Faxon, who is from Rhode Island and is a Red Sox fan, knows what a New York crowd is like.
“I can tell you from the crowds, playing in 2002, there’s nothing quite like a Long Island sports crowd,” he said. “Seeing the rivalry against the Yankees, I see something like that, this European team and the U.S. Team. There’s a huge rivalry.”
MacKay is hoping for a change in the Ryder Cup rules, which usually include that captains cannot consult with each other on lineups. That often means player rivalries everyone would like to see don't happen.
“I would love, if things look really close as we head into Sunday, if the two captains, Keegan Bradley and Luke Donald, who are close friends, could find 60 seconds for themselves and for the good of the game, maybe find a way to see that Rory and Scottie play each other in singles on Sunday,” he said.

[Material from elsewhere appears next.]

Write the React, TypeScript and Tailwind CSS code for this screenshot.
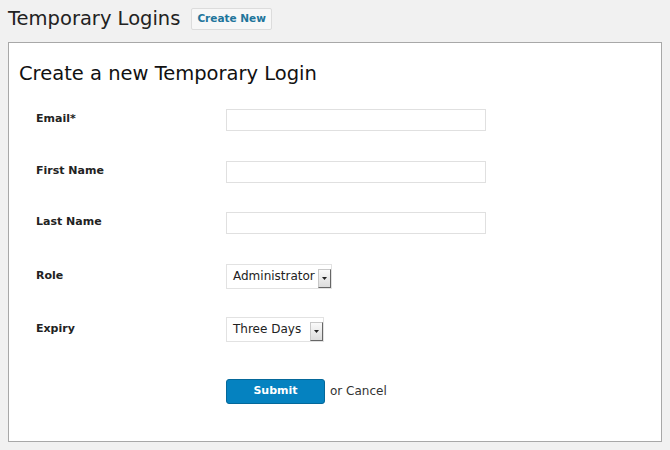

Well, Bones, there is this time-honored Greek myth retold by Ovid in The Metamorphoses about Pyramus and Thisbe. They were in love, but their families would not allow them to marry. They discovered a crack in the wall between their two houses, just big enough for them to communicate. So, they did.
Maybe, borrowing this tale, someone will carry a note from one captain to the other. Maybe one will say something in a special code during a press conference that the other will understand. In Monty Python speak, nudge, nudge, wink, wink, say no more.
If you wonder what happened to NBC’s Kevin Kisner and John Wood, the answer is that they have been tapped by the U.S. Team. Kisner is a vice-captain for the Ryder Cup. He was a captain’s assistant in the 2024 Presidents Cup and played in the 2017 and 2022 versions of that event.
Wood, who played golf for UC Berkeley, caddied for Matt Kuchar, Hunter Mahan, Mark Calcavecchia, and Kevin Sutherland. He was on Kuchar’s bag for the 2016 Rio Olympics when Kuchar won the bronze medal. He was an assistant captain for the U.S. in the 2018 Ryder Cup, has participated in six Ryder Cups as a caddie, and will now serve as this year's Team Manager.